For my korg label, patches / rants sent directly to me, I want to fetch mail every minute:

$ cat .config/systemd/user/mbsync-korg.timer
[Unit]
Description=mbsync query timer [0000-korg]
ConditionPathExists=%h/.mbsyncrc

[Timer]
OnBootSec=1m
OnUnitInactiveSec=1m

[Install]
WantedBy=default.target

$ cat .config/systemd/user/mbsync-korg.service
[Unit]
Description=mbsync service [korg]
Documentation=man:mbsync(1)
ConditionPathExists=%h/.mbsyncrc

[Service]
Type=oneshot
ExecStart=/usr/local/bin/mbsync 0000-korg

[Install]
WantedBy=mail.target

However for my linux-fsdevel... I could wait at least 30 minutes for a refresh:

$ cat .config/systemd/user/mbsync-linux-fsdevel.timer
[Unit]
Description=mbsync query timer [linux-fsdevel]
ConditionPathExists=%h/.mbsyncrc

[Timer]
OnBootSec=5m
OnUnitInactiveSec=30m

[Install]
WantedBy=default.target

And the service unit:

$ cat .config/systemd/user/mbsync-linux-fsdevel.service
[Unit]
Description=mbsync service [linux-fsdevel]
Documentation=man:mbsync(1)
ConditionPathExists=%h/.mbsyncrc

[Service]
Type=oneshot
ExecStart=/usr/local/bin/mbsync linux-fsdevel

[Install]
WantedBy=mail.target

Enabling and starting systemd user unit files

To enable these unit files I just run for each, for instance for linux-fsdevel:

# The first command is now required on more recent versions
# of systemd. Only older versions of systemd
# you just need to enable the timer and start it
systemctl --user enable mbsync-linux-fsdevel.service
systemctl --user enable mbsync-linux-fsdevel.timer
systemctl --user start  mbsync-linux-fsdevel.timer

Graphing mbsync

So... how did it do?

I currently have enabled 5 mbsync channels, all fetching my email in the background for me. And not a single one goes on puking with OOM. Here's what life is looking like now:

mbsync hourly

Peachy.

Long term ideals

IMAP does the job for email, it just seems utterly stupid for public mailing lists and I figure we can do much better. This is specially true in light of the fact of how much simpler it is for me to follow public code Vs public email threads these days. Keep in mind how much more complicated code management is over the goal of just wanting to get a simple stupid email Message ID onto my local Maildir directory. I really had my hopes on public-inbox but after looking into it, it seems clear now that its main objectives are for archiving — not local storage / MUA use. For details refer to this linux-kernel discussion on public-inbox with a MUA focus.

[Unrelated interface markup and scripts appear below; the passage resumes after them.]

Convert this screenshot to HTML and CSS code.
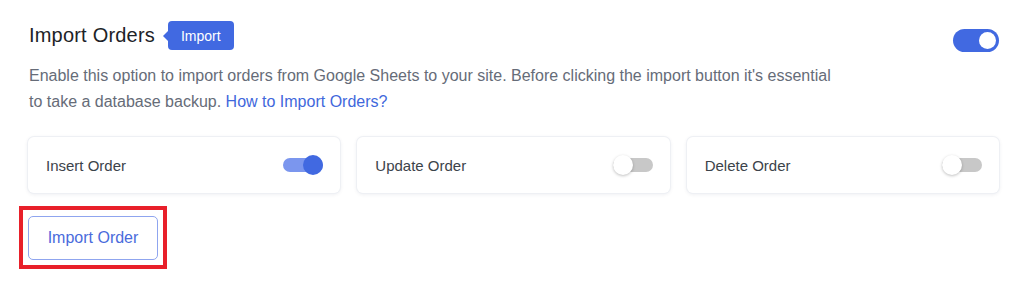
FILE: index.html
```html
<!DOCTYPE html>
<html lang="en">
<head>
<meta charset="utf-8">
<title>Import Orders</title>
<link rel="stylesheet" href="styles.css">
</head>
<body>
<div class="panel">
  <div class="header">
    <div class="title-group">
      <h2 class="title">Import Orders</h2>
      <span class="badge">Import</span>
    </div>
    <span class="toggle toggle-lg is-on"><span class="knob"></span></span>
  </div>
  <p class="desc">Enable this option to import orders from Google Sheets to your site. Before clicking the import button it's essential<br>to take a database backup. <a class="link" href="#">How to Import Orders?</a></p>
  <div class="cards">
    <div class="card">
      <span class="card-label">Insert Order</span>
      <span class="switch is-on"><span class="thumb"></span></span>
    </div>
    <div class="card">
      <span class="card-label">Update Order</span>
      <span class="switch"><span class="thumb"></span></span>
    </div>
    <div class="card">
      <span class="card-label">Delete Order</span>
      <span class="switch"><span class="thumb"></span></span>
    </div>
  </div>
  <div class="highlight">
    <button class="btn-outline" type="button">Import Order</button>
  </div>
</div>
</body>
</html>
```

FILE: styles.css
```css
* { box-sizing: border-box; }

html, body {
  margin: 0;
  background: #ffffff;
  font-family: "Liberation Sans", Arial, sans-serif;
}

.panel {
  padding: 21px 25px 0 28px;
}

.header {
  display: flex;
  align-items: center;
  justify-content: space-between;
  height: 29px;
}

.title-group {
  display: flex;
  align-items: center;
}

.title {
  margin: 0 0 0 1px;
  font-size: 20px;
  font-weight: 400;
  color: #1d2327;
  line-height: 29px;
  letter-spacing: 0.2px;
}

.badge {
  position: relative;
  margin-left: 13px;
  height: 29px;
  padding: 0 13px;
  display: inline-flex;
  align-items: center;
  background: #4169e1;
  color: #ffffff;
  font-size: 14px;
  border-radius: 4px;
}

.badge::before {
  content: "";
  position: absolute;
  left: -5px;
  top: 50%;
  margin-top: -5px;
  border-top: 5px solid transparent;
  border-bottom: 5px solid transparent;
  border-right: 5px solid #4169e1;
}

.toggle-lg {
  position: relative;
  display: inline-block;
  width: 46px;
  height: 23px;
  border-radius: 12px;
  background: #4169e1;
  margin-top: 9px;
}

.toggle-lg .knob {
  position: absolute;
  top: 3px;
  right: 3px;
  width: 17px;
  height: 17px;
  border-radius: 50%;
  background: #ffffff;
}

.desc {
  margin: 13px 0 0 1px;
  font-size: 16px;
  line-height: 26px;
  color: #666c78;
}

.link {
  color: #3f68dc;
  text-decoration: none;
}

.cards {
  display: grid;
  grid-template-columns: repeat(3, 1fr);
  gap: 17px;
  margin-top: 22px;
}

.card {
  height: 56px;
  display: flex;
  align-items: center;
  justify-content: space-between;
  padding: 0 17px 0 18px;
  background: #ffffff;
  border-radius: 6px;
  box-shadow: 0 0 0 1px #eef0f4, 0 1px 4px rgba(30, 40, 80, 0.10);
}

.card-label {
  font-size: 15px;
  color: #3c434a;
}

.switch {
  position: relative;
  display: inline-block;
  width: 40px;
  height: 14px;
  border-radius: 7px;
  background: #c8c8c8;
}

.switch .thumb {
  position: absolute;
  top: -3px;
  left: 0;
  width: 20px;
  height: 20px;
  border-radius: 50%;
  background: #ffffff;
  box-shadow: 0 1px 3px rgba(0, 0, 0, 0.25);
}

.switch.is-on {
  background: #7b96ee;
}

.switch.is-on .thumb {
  left: auto;
  right: 0;
  background: #4169e1;
  box-shadow: none;
}

.highlight {
  display: inline-block;
  margin: 13px 0 0 -9px;
  padding: 6px 5px 5px 5px;
  border: 4px solid #e8202a;
}

.btn-outline {
  display: block;
  width: 130px;
  height: 44px;
  padding: 0;
  background: #ffffff;
  border: 1px solid #8fa5ef;
  border-radius: 5px;
  color: #4a6bdc;
  font-family: "Liberation Sans", Arial, sans-serif;
  font-size: 16px;
  cursor: pointer;
}
```
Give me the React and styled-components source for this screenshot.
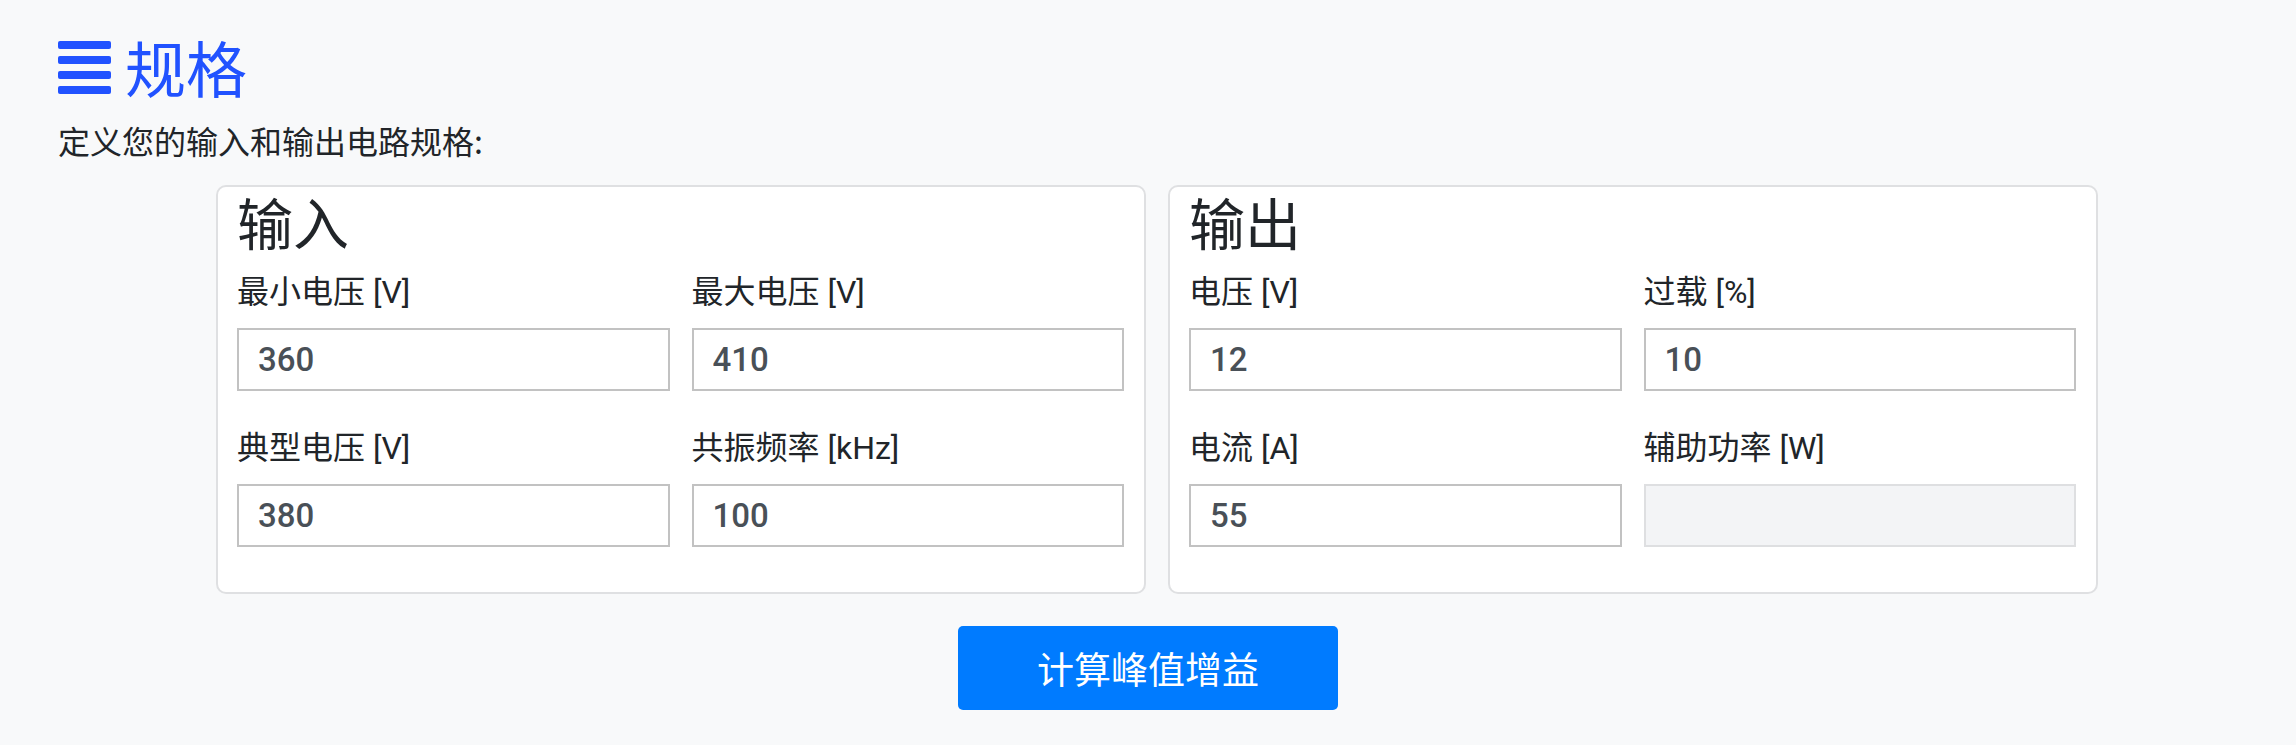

If the issue with using public-inbox for local MUA usage was that archive was too big... it seems sensible to me to evaluate trying an even smaller epoch size, and default clients to fetch only one epoch, the latest one. That alone wouldn't solve the issue though. How data files are stored on Maildir makes using git almost incompatible. A proper evaluation of using mbox would be in order.

The social lubricant is out on the idea though, and I'm in hopes a proper simple git Mail solution is bound to find us soon for public emails.